Stuff that I’m blasé about and take for granted are cast in a different light when you see them for the first time, so I made sure that I captured some things like the Council House and Market Square, some of my favourite Watson Fothergill buildings, the Robin Hood statue, The Olde Trip to Jerusalem etc etc.  I’ll post some of the shots I took later in the week once I’ve had a chance to sort them out. 


But it was the time that I spent just after breakfast on Saturday around Sherwood where I live that I enjoyed the most – it’s a great neighbourhood that I love living in (and am proud to represent).  I popped into Woodthorpe Park and could barely move for joggers and dog-walkers taking advantage of the early morning sun.  I also got a bit sentimental at seeing a father facing into that rite-of-passage by teaching his son how to ride a bike – I remember those sessions with my dad in the back garden when I was growing up and love anyone being introduced to the freedom and health benefits of being a regular cyclist.  
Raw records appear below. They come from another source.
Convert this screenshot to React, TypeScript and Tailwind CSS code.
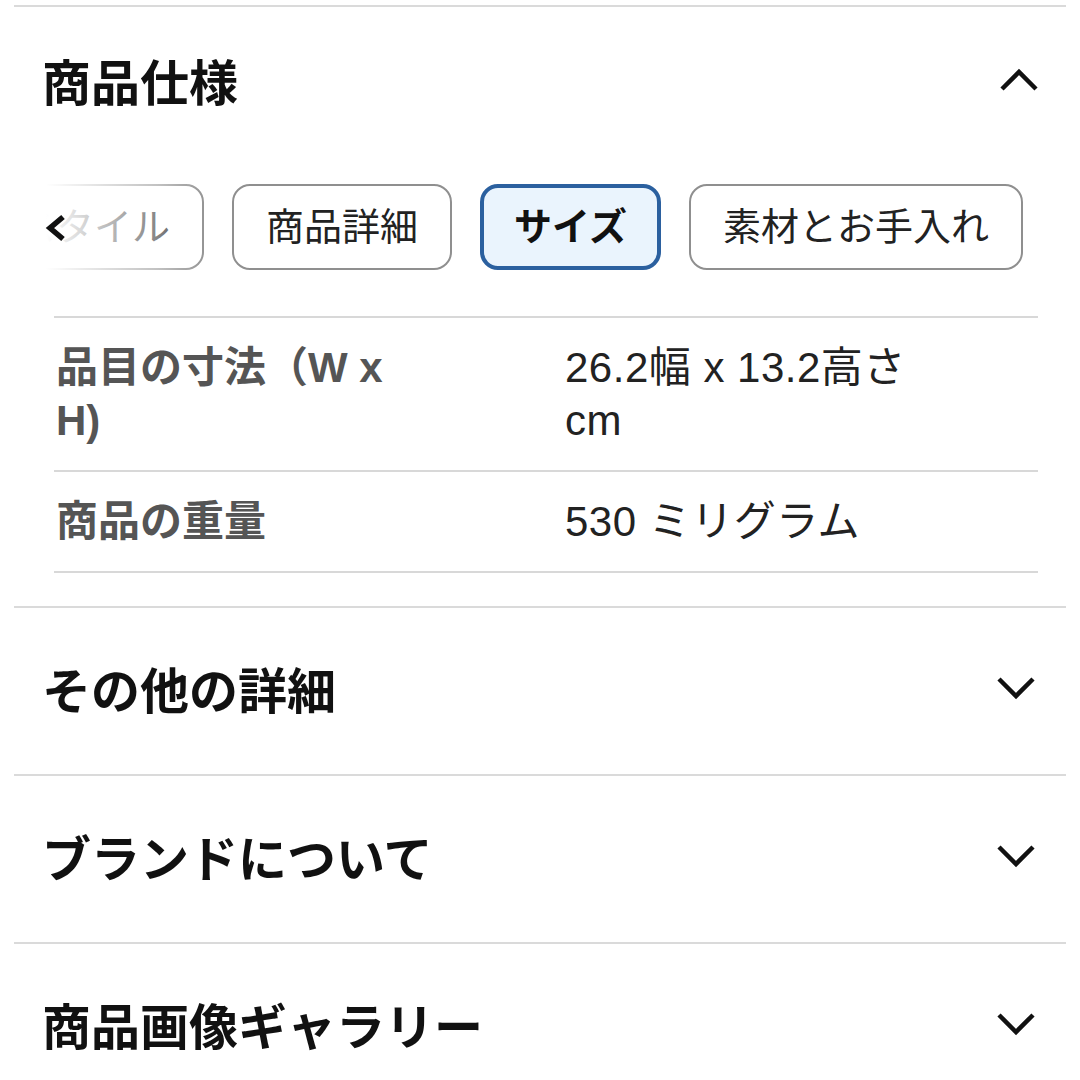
import React from 'react';

// 商品ページ ㆍ 仕様アコーディオン（サイズタブ選択中）

const specRows = [
  { label: '品目の寸法（W x H)', value: '26.2幅 x 13.2高さ cm' },
  { label: '商品の重量', value: '530 ミリグラム' },
];

const tabs = [
  { id: 'style', label: 'スタイル' },
  { id: 'detail', label: '商品詳細' },
  { id: 'size', label: 'サイズ' },
  { id: 'care', label: '素材とお手入れ' },
];

const collapsed = ['その他の詳細', 'ブランドについて', '商品画像ギャラリー'];

function Chevron({ up }: { up?: boolean }) {
  return (
    <svg width="40" height="26" viewBox="0 0 40 26" fill="none" className="shrink-0">
      <polyline
        points={up ? '3,22 20,5 37,22' : '3,4 20,21 37,4'}
        stroke="#111"
        strokeWidth="4.5"
        strokeLinejoin="miter"
      />
    </svg>
  );
}

export default function App() {
  const active = 'size';
  return (
    <div className="w-[1080px] h-[1080px] overflow-hidden bg-white px-[14px] font-['Liberation_Sans','Noto_Sans_CJK_JP',sans-serif]">
      <div className="mt-[5px] border-t-2 border-[#dadada]">
        {/* 見出し */}
        <div className="h-[146px] flex items-center justify-between pl-[28px] pr-[27px]">
          <h2 className="text-[49px] font-bold text-[#111] font-['Noto_Sans_CJK_JP',sans-serif]">商品仕様</h2>
          <Chevron up />
        </div>

        {/* タブ */}
        <div className="relative -mx-[14px] mt-[31px] overflow-hidden">
          <div className="flex gap-[28px] -ml-[16px] w-max">
            {tabs.map((t) => {
              const on = t.id === active;
              return (
                <div
                  key={t.id}
                  className={
                    on
                      ? 'h-[86px] flex items-center px-[30px] rounded-[18px] border-[4px] border-[#2b609f] bg-[#eaf4fd] text-[38px] font-bold text-[#111]'
                      : 'h-[86px] flex items-center px-[32px] rounded-[18px] border-2 border-[#8f8f8f] bg-white text-[38px] text-[#222]'
                  }
                >
                  {t.label}
                </div>
              );
            })}
          </div>
          {/* 左端フェード + 戻る矢印 */}
          <div className="absolute left-0 top-0 h-full w-[210px] bg-[linear-gradient(to_right,#fff_22%,rgba(255,255,255,0.45)_75%,rgba(255,255,255,0)_100%)]" />
          <svg width="22" height="28" viewBox="0 0 22 28" fill="none" className="absolute left-[45px] top-[30px]">
            <polyline points="18,3 5,14 18,25" stroke="#111" strokeWidth="5.5" />
          </svg>
        </div>

        {/* 仕様テーブル */}
        <div className="mt-[46px] ml-[40px] mr-[28px] mb-[33px] border-t-2 border-[#d8d8d8]">
          {specRows.map((r) => (
            <div key={r.label} className="flex py-[23px] border-b-2 border-[#d8d8d8] text-[42px] leading-[53px]">
              <div className="w-[511px] pl-[2px] pr-[130px] font-bold text-[#555]">{r.label}</div>
              <div className="w-[380px] text-[#222] tracking-[0.5px]">{r.value}</div>
            </div>
          ))}
        </div>
      </div>

      {collapsed.map((c) => (
        <div key={c} className="border-t-2 border-[#dadada]">
          <div className="h-[166px] pb-[6px] flex items-center justify-between pl-[28px] pr-[30px]">
            <h2 className="text-[49px] font-bold text-[#111] font-['Noto_Sans_CJK_JP',sans-serif]">{c}</h2>
            <Chevron />
          </div>
        </div>
      ))}
    </div>
  );
}
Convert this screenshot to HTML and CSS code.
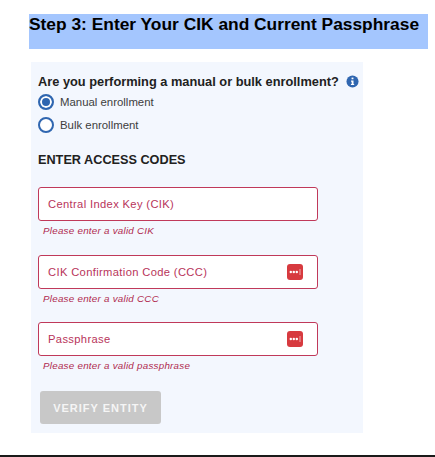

I’m writing this with the sun on my back sitting out on the terrace at Sherwood’s newest eating venue – Kiosk.  Tucked away on the street corner at the end of my road it opens up into a surprisingly large space and the food is excellent.  I had a Mexican themed breakfast of hash browns, spicy egg, refried beans and flat bread – a total bargain for £5. 


But I’ve got to get back home shortly and face into the final preparations – think I’ll do a dry-run of packing today so that I avoid the last minute job that I specialise in which usually involves forgetting various critical items of clothing (like trousers).